It’s the morning of the first full day of the mission and engineering checks need to be performed. Engineering checks are basically equipment checks done on everything outside of the habitat. This includes checking the generators, the propane tank, the water supply, and the ensuring that the ATVs are still operational. This would be a piece of cake of an activity to do except for that fact that now we are live in simulation it needs to be performed in the full spacesuit: helmet, backpack, gloves, and all. Once myself and the others finish eating breakfast we head down to the EVA room so I can get dressed and ready to enter the airlock. Since this was the first time donning the entire suit it took us a few minutes to get everything on in the correct order that made it easiest to get the suit on and off.

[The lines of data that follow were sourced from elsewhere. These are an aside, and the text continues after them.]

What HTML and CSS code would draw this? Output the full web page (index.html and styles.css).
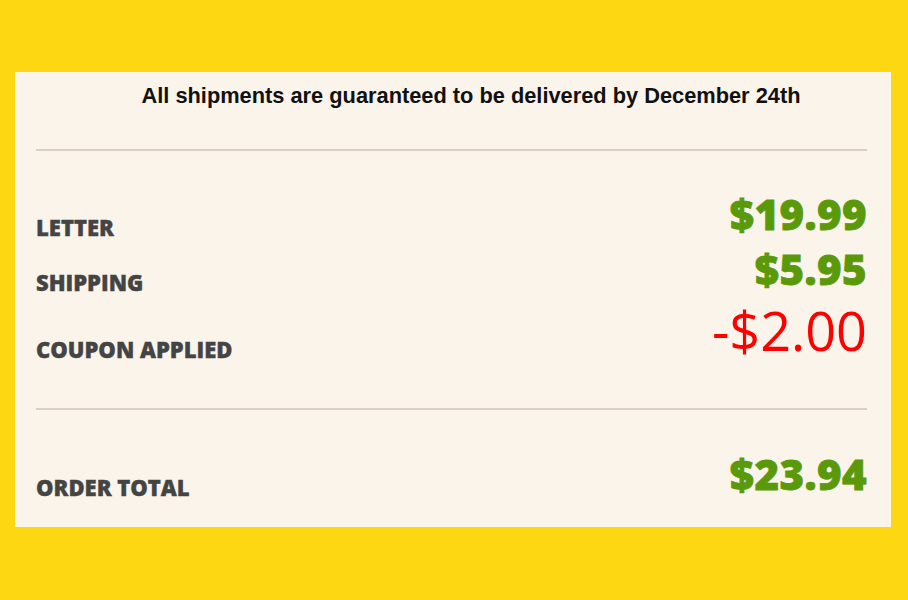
FILE: index.html
```html
<!DOCTYPE html>
<html>
	<head>
		<meta charset="UTF-8">
		<title>Order summary</title>
		<link rel="stylesheet" href="styles.css">
	</head>
	<body>
		<div class="summary">
			<p class="notice">All shipments are guaranteed to be delivered by December 24th</p>
			<hr class="rule">
			<div class="lines">
				<div class="line">
					<span class="label">LETTER</span>
					<span class="price">$19.99</span>
				</div>
				<div class="line">
					<span class="label">SHIPPING</span>
					<span class="price">$5.95</span>
				</div>
				<div class="line">
					<span class="label">COUPON APPLIED</span>
					<span class="price discount">-$2.00</span>
				</div>
			</div>
			<hr class="rule">
			<div class="line total">
				<span class="label">ORDER TOTAL</span>
				<span class="price">$23.94</span>
			</div>
		</div>
	</body>
</html>
```

FILE: styles.css
```css
*{padding: 0;margin: 0;box-sizing: border-box;}
body{
	background: #fed713;
	padding: 72px 0 0 15px;
	font-family: "Open Sans", "Liberation Sans", sans-serif;
}
.summary{
	width: 876px;
	background: #faf4ea;
	padding: 11px 24px 25px 21px;
}
.notice{
	font-family: "Liberation Sans", Arial, sans-serif;
	font-weight: bold;
	font-size: 21.8px;
	color: #111;
	text-align: center;
	padding-left: 39px;
}
.rule{
	border: none;
	height: 2px;
	background: #d8d0c4;
	margin: 40px 0 36px;
}
.lines + .rule{margin: 44px 0 37px;}
.line{
	display: flex;
	justify-content: space-between;
	align-items: flex-end;
}
.label{
	font-size: 22px;
	font-weight: 800;
	color: #444;
	-webkit-text-stroke: 0.4px #444;
}
.price{
	font-size: 42px;
	line-height: 53px;
	margin-bottom: 2px;
	font-weight: 800;
	letter-spacing: 0.4px;
	color: #5a990a;
	-webkit-text-stroke: 0.8px #5a990a;
}
.discount{
	font-size: 54px;
	line-height: 67px;
	margin-bottom: 0;
	font-weight: 400;
	letter-spacing: 0;
	color: #ff0000;
	-webkit-text-stroke: 0;
}
```
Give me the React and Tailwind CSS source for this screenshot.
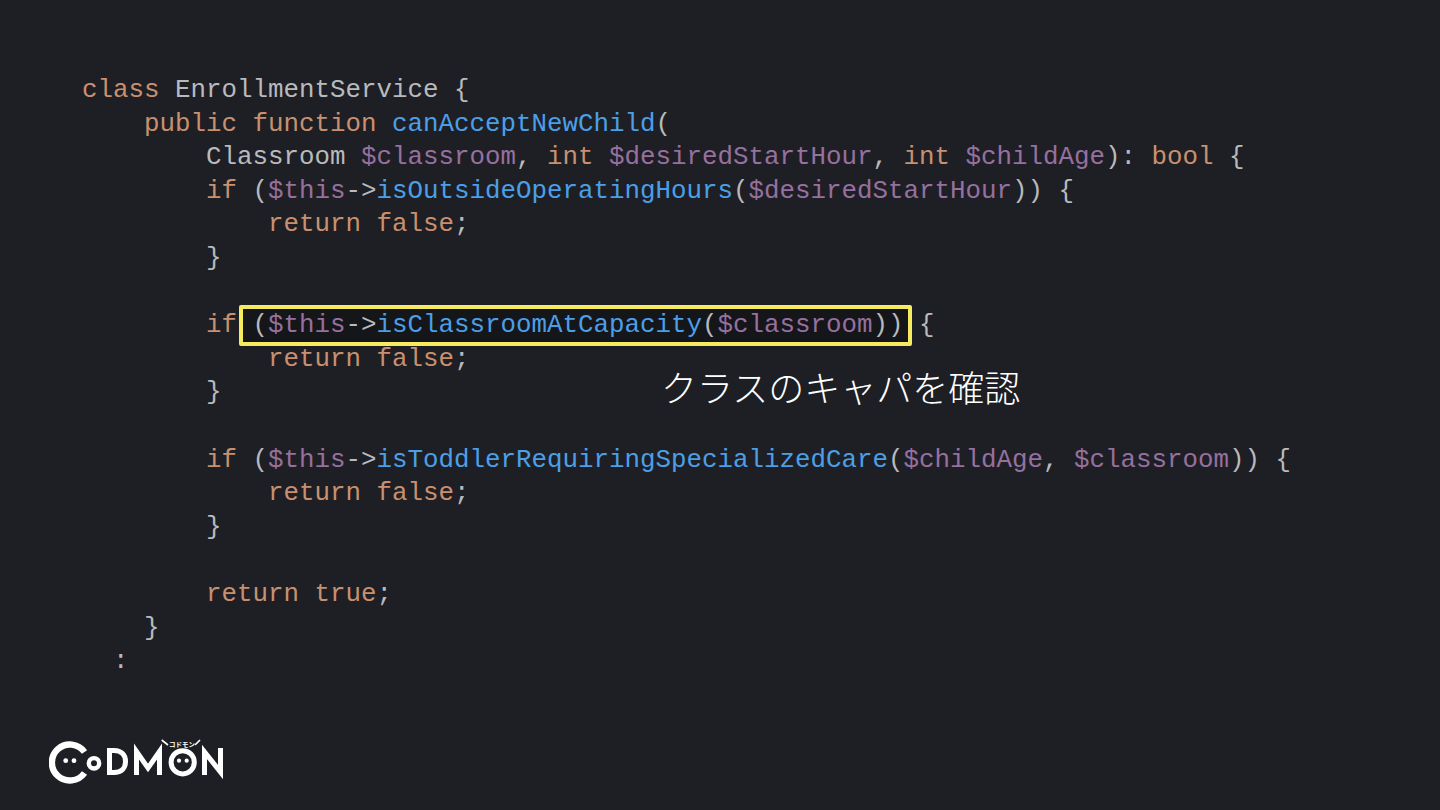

Once I enter the airlock the commander, acting as HABCOM, commencing the depressurization count of 3 minutes. Okay, so 3 minutes you would think is isn’t too long, right? Well when you’re standing in an airlock not doing anything it’s longer than it seems, especially when you can’t see anything outside of the airlock or back inside because the sunlight coming in is blinding. So, I proceeded to admire the inside of the airlock and the plaque that hangs in there displaying donors to the program from years back. I distinctly remember thinking that this was one of the times where it paid off to be shorter than average height because I didn’t have to do any bending to get into the airlock, but anyone taller would have had to do so…take that tallerish people!

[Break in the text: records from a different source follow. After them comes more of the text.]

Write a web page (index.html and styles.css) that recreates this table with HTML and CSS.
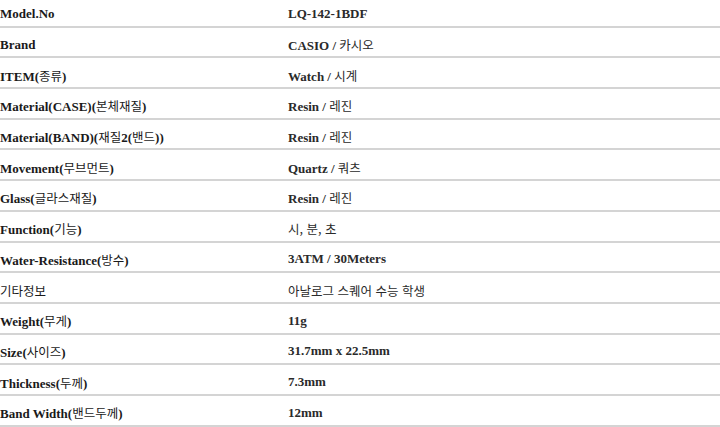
FILE: index.html
```html
<!DOCTYPE html>
<html lang="ko">
<head>
<meta charset="utf-8">
<link rel="stylesheet" href="styles.css">
</head>
<body>
<div class="spec">
  <div class="row"><div class="k">Model.No</div><div class="v">LQ-142-1BDF</div></div>
  <div class="row"><div class="k">Brand</div><div class="v">CASIO / <span class="ko">카시오</span></div></div>
  <div class="row"><div class="k">ITEM(<span class="ko">종류</span>)</div><div class="v">Watch / <span class="ko">시계</span></div></div>
  <div class="row"><div class="k">Material(CASE)(<span class="ko">본체재질</span>)</div><div class="v">Resin / <span class="ko">레진</span></div></div>
  <div class="row"><div class="k">Material(BAND)(<span class="ko">재질</span>2(<span class="ko">밴드</span>))</div><div class="v">Resin / <span class="ko">레진</span></div></div>
  <div class="row"><div class="k">Movement(<span class="ko">무브먼트</span>)</div><div class="v">Quartz / <span class="ko">쿼츠</span></div></div>
  <div class="row"><div class="k">Glass(<span class="ko">글라스재질</span>)</div><div class="v">Resin / <span class="ko">레진</span></div></div>
  <div class="row"><div class="k">Function(<span class="ko">기능</span>)</div><div class="v"><span class="ko">시, 분, 초</span></div></div>
  <div class="row"><div class="k">Water-Resistance(<span class="ko">방수</span>)</div><div class="v">3ATM / 30Meters</div></div>
  <div class="row"><div class="k"><span class="ko">기타정보</span></div><div class="v"><span class="ko">아날로그 스퀘어 수능 학생</span></div></div>
  <div class="row"><div class="k">Weight(<span class="ko">무게</span>)</div><div class="v">11g</div></div>
  <div class="row"><div class="k">Size(<span class="ko">사이즈</span>)</div><div class="v">31.7mm x 22.5mm</div></div>
  <div class="row"><div class="k">Thickness(<span class="ko">두께</span>)</div><div class="v">7.3mm</div></div>
  <div class="row"><div class="k">Band Width(<span class="ko">밴드두께</span>)</div><div class="v">12mm</div></div>
</div>
</body>
</html>
```
FILE: styles.css
```css
html, body {
  margin: 0;
  padding: 0;
  background: #fff;
  overflow: hidden;
}
.spec {
  margin-top: -3px;
  font-family: "Liberation Serif", "Noto Sans CJK KR", serif;
  font-size: 13px;
  font-weight: bold;
  color: #1a1a1a;
}
.row {
  box-sizing: border-box;
  display: grid;
  grid-template-columns: 288px 1fr;
  align-items: center;
  height: 30.7px;
  padding-top: 5px;
  border-bottom: 2px solid #d4d4d4;
}
.ko {
  font-family: "Noto Sans CJK KR", sans-serif;
  font-weight: normal;
  font-size: 12.5px;
}
.v {
  color: #2a2a2a;
}
```
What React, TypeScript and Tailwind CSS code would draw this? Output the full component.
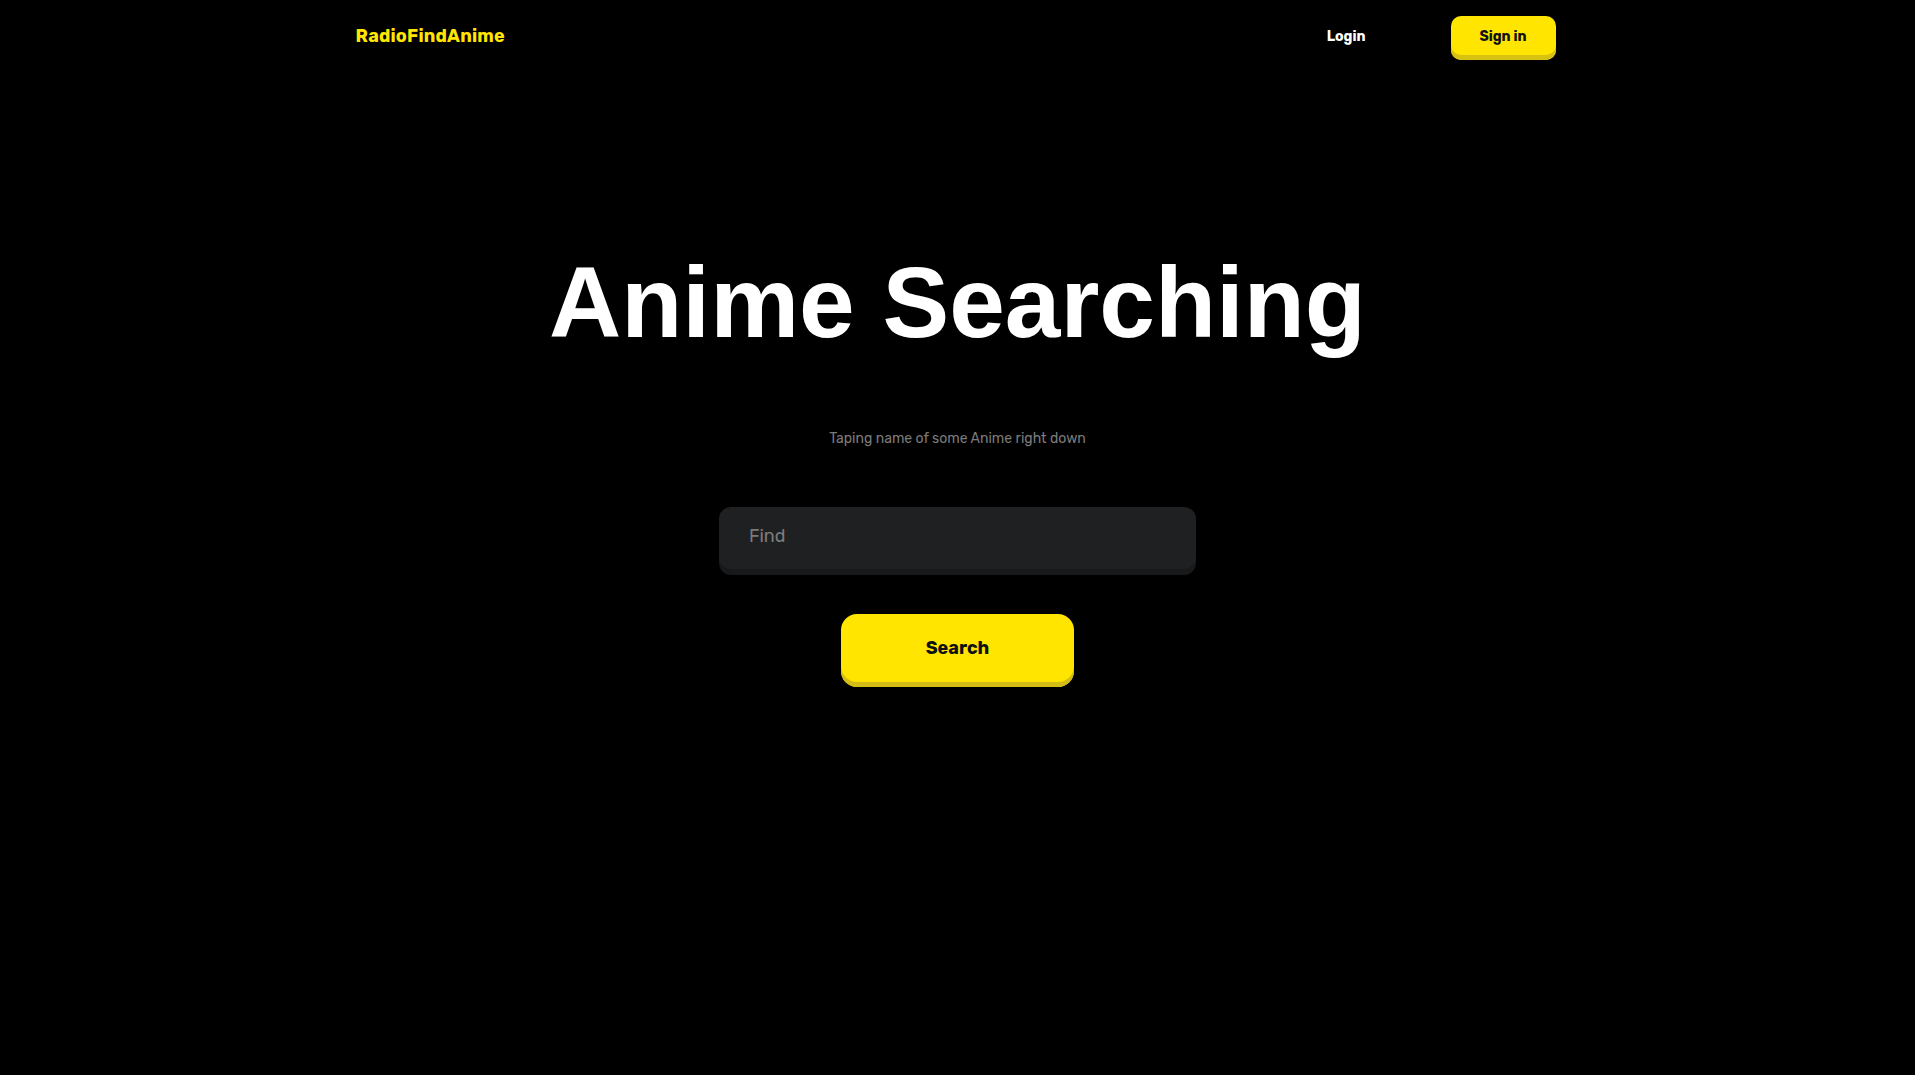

The HABCOM gives the okay to open the airlock hatch. I acknowledge and proceed to open the hatch. Once, I got it opened and took my first step outside onto the platform I was amazed to see what a different world I had just emerged onto. I was just out here the day before and didn’t experience this same feeling. Wearing the helmet made it difficult to see my peripherals as well as added an extra challenge to breathing just because there was something directly in front of my face. Looking up past my immediate vicinity, as far out as I could see, existed this alien world of plains and hills of various shades of reds and browns. So there, I was the only person outside, on the surface, miniscule compared to hills surrounding me and the first thing I thought was “Hmm…my nose itches, bummer.” That would have to wait to be rectified after I got back in the hab and was able to get my helmet off for now, I was in a hostile environment that did not care if my nose itched. It was just there to try to kill me and I was there to best it.

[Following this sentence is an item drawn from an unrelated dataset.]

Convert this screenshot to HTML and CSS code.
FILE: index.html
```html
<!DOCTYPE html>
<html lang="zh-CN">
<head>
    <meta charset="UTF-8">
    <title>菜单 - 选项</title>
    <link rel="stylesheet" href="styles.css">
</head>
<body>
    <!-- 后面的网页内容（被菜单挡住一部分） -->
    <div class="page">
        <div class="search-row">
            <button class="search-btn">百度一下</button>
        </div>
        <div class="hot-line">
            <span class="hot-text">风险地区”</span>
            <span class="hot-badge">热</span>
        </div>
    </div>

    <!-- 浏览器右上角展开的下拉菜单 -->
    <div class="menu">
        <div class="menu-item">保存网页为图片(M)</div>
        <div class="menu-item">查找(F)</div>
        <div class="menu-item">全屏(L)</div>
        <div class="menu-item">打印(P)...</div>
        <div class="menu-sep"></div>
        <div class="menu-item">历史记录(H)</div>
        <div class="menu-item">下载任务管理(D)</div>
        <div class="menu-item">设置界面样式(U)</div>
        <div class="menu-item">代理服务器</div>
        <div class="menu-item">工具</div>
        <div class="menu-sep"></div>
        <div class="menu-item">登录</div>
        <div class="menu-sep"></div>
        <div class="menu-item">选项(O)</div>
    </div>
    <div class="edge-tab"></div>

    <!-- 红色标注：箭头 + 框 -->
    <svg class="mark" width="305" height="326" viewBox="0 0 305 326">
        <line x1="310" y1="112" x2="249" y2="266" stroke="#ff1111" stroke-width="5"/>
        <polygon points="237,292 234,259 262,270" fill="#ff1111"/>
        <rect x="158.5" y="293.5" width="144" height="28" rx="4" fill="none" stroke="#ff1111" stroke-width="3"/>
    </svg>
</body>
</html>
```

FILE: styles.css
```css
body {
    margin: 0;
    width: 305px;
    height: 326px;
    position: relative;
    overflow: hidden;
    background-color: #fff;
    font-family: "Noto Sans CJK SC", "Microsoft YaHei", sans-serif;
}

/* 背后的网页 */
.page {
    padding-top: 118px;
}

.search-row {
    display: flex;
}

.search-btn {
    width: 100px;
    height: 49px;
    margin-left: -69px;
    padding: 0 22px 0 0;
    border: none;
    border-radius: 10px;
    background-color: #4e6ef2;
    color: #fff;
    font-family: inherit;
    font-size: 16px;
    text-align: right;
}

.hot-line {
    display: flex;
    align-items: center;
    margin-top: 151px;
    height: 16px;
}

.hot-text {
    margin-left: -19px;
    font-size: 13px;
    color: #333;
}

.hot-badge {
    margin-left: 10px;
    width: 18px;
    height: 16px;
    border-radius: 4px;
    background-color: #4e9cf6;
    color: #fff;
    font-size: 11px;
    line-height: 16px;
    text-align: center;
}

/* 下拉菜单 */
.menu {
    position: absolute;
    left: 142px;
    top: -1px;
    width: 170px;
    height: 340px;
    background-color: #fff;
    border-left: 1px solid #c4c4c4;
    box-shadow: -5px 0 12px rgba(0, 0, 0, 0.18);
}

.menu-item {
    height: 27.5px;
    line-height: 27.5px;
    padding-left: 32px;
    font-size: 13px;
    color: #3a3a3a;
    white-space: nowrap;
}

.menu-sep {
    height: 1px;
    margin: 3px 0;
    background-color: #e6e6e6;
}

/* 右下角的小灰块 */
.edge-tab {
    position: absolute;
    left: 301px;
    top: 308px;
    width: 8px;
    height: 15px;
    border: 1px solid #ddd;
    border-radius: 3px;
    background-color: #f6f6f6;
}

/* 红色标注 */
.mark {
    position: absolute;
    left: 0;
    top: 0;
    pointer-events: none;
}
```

I radioed back to HABCOM and notified them that I had made a successful egress and that I would be heading toward my first equipment check. Walking long distances was not as difficult as I thought it would be in the suit but the unstableness of the ground beneath my boots did take a little getting used to. After checking of the fuel levels for the hab I turned my attention back toward the hab where the water system was located. Once I made it over to the water and confirmed that it was still there, you know, you never know there could be thieves on Mars, I hear that Curiosity is always looking for water; who knows what it’ll do with it once it finds it. So to be on the safe side, a daily check to make sure it’s still there should put our minds at ease. I recorded the levels so I could pass them on in my engineering report to Mission Support team later in the day. Once I confirmed all my tasks were complete, I radioed in to HABCOM to request permission to do a couple laps around the hab because of course an active Martian is a healthy Martian. Once done I headed back to the hatch and received permission to enter and begin pressurization of the airlock. While waiting for the inside hatch to open and going over the activities for EVA even though I knew I was in a hostile environment that could kill me at any point…it definitely felt like home.